If, on the other hand, it were necessary to achieve unification of the entire country under a Palestinian authority, there would no longer be a place for the Jews. The proof is in the continued attacks on the Israeli settlements — what Kerry considers the biggest obstacle to peace — located on Palestinian land: Jewish islands surrounded by a sea of hostility. It’s in one of these settlements in Hebron that an entire Israeli family was attacked with an assault rifle last April 14 — the father, a policeman, died; his wife and children were seriously wounded. It was the episode that gave rise to the last crisis before the negotiations failed. In contrast, the Arabs living on Israeli land, in the middle of the Jews, are not victims of attacks.

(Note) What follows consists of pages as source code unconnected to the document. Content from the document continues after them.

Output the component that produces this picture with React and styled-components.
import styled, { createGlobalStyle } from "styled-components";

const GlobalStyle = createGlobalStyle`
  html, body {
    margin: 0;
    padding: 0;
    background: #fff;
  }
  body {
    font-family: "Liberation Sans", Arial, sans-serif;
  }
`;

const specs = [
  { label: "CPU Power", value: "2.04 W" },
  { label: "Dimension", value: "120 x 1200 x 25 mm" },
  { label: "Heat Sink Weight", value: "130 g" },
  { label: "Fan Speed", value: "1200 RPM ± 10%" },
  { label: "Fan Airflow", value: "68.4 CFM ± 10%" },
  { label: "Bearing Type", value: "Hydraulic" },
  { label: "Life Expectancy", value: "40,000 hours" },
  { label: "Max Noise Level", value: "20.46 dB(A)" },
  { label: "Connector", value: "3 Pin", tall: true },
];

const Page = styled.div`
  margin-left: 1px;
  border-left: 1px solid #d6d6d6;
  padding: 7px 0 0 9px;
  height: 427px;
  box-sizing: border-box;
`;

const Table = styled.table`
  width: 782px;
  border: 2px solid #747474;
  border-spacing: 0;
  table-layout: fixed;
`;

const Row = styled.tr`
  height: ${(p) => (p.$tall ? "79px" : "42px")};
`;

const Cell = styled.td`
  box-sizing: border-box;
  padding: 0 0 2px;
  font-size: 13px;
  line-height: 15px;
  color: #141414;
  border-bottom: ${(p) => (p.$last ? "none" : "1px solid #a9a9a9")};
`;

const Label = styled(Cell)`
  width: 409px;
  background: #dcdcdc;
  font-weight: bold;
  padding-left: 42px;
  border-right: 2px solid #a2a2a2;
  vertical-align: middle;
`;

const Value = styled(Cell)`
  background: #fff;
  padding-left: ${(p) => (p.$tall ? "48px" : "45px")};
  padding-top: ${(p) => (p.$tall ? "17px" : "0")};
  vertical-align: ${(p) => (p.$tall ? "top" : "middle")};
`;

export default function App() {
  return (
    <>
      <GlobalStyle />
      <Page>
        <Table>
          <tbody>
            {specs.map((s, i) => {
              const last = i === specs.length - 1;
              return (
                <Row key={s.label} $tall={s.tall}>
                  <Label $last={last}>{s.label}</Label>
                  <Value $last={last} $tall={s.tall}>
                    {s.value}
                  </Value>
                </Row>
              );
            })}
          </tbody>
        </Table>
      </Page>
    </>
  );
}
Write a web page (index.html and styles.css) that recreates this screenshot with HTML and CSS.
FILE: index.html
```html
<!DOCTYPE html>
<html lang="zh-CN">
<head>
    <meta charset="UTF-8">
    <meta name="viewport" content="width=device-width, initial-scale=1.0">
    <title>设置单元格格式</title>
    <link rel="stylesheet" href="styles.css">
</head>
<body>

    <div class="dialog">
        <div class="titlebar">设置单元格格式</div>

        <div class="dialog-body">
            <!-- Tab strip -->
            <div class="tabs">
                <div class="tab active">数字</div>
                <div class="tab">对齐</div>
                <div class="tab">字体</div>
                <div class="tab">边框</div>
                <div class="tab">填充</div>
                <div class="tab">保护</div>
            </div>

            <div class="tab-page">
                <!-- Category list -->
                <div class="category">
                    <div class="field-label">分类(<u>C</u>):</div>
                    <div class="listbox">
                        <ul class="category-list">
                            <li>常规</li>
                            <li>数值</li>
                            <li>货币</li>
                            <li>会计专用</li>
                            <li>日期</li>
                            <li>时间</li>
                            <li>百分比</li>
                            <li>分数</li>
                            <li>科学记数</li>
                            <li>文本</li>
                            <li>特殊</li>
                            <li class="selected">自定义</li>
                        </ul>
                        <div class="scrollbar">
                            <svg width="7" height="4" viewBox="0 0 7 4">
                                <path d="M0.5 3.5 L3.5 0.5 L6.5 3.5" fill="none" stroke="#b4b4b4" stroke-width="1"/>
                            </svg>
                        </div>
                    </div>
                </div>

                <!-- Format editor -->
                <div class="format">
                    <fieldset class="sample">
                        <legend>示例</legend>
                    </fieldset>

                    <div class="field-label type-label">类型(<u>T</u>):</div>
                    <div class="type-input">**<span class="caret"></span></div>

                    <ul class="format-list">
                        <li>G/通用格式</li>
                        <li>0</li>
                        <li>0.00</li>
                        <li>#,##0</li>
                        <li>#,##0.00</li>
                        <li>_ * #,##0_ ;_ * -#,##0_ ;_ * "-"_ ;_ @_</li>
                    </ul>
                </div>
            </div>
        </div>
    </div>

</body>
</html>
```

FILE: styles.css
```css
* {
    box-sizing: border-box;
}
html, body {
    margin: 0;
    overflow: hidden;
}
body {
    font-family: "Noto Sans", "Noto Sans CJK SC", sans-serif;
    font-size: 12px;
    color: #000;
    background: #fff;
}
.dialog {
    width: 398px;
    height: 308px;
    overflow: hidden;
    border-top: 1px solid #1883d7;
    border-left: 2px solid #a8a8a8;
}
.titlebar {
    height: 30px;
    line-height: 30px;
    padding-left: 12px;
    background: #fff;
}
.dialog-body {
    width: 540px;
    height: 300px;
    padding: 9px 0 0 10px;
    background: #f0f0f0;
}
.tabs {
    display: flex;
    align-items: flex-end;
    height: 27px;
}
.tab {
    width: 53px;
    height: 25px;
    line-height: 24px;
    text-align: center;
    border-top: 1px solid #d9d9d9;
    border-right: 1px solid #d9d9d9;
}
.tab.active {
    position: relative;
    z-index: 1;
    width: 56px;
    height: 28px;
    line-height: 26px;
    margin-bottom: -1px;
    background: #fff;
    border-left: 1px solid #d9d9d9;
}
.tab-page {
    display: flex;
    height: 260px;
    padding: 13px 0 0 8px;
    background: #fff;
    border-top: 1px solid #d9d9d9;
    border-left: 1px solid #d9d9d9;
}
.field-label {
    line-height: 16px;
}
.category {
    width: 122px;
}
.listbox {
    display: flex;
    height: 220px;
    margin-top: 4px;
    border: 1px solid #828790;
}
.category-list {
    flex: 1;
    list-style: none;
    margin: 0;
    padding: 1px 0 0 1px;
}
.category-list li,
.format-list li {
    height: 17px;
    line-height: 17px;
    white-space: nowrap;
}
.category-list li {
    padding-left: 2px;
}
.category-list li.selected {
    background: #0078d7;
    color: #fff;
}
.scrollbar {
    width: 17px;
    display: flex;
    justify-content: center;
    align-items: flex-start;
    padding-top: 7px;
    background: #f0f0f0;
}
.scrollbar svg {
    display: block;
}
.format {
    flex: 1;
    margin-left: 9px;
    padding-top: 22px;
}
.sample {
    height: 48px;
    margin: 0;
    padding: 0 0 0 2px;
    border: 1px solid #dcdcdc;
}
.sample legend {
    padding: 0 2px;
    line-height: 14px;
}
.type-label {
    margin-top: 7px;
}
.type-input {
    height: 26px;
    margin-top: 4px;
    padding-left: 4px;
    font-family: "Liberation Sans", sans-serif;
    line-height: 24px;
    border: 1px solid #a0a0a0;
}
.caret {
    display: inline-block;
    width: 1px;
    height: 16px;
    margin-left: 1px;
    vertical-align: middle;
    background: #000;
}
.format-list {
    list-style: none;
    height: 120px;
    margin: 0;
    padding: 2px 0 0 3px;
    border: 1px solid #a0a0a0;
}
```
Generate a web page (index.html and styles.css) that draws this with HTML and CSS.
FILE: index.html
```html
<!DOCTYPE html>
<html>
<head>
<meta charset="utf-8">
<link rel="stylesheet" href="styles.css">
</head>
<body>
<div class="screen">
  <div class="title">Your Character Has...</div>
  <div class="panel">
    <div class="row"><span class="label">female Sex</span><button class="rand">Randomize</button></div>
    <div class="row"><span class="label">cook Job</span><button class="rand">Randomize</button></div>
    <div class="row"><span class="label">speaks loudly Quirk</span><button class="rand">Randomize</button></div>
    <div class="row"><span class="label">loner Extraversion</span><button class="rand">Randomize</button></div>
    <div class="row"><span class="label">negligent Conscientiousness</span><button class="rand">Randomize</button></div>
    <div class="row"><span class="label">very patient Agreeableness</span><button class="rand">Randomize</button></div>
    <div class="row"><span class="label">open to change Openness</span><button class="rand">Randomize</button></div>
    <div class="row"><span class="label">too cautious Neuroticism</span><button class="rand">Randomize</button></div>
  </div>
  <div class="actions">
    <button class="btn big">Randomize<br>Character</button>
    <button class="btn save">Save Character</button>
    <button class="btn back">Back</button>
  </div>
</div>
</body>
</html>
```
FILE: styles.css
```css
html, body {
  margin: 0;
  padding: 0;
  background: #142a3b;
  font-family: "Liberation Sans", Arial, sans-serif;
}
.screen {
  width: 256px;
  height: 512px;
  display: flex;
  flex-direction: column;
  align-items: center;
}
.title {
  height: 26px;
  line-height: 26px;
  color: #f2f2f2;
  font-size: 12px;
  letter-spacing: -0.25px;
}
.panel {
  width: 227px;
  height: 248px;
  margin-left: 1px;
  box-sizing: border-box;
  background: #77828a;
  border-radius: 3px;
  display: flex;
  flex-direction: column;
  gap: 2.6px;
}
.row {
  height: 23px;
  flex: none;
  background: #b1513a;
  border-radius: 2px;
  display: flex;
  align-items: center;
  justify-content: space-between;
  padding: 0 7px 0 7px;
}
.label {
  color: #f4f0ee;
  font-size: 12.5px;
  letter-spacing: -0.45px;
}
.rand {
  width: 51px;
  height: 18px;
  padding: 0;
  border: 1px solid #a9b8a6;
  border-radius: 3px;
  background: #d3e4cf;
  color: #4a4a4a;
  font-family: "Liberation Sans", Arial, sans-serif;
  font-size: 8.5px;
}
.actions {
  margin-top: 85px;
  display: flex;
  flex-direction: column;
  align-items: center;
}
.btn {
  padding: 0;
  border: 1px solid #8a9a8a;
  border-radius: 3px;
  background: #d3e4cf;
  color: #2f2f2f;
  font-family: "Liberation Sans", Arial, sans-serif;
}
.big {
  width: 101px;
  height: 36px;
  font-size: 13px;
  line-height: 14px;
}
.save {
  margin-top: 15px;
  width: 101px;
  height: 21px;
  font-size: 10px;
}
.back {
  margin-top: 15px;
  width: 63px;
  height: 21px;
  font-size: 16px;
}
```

Since last week, Hamas and Fatah are officially allies. Both, as we have seen, share the ultimate objective of dissolving Israel, which really means — in plain English — chasing the Jewish people out of the Middle East. Instead of demonstrating decisive solidarity toward a threatened ally, Kerry thought it was a good idea to accuse it of racism. And the Israelis still have to accept him as a mediator in the negotiations?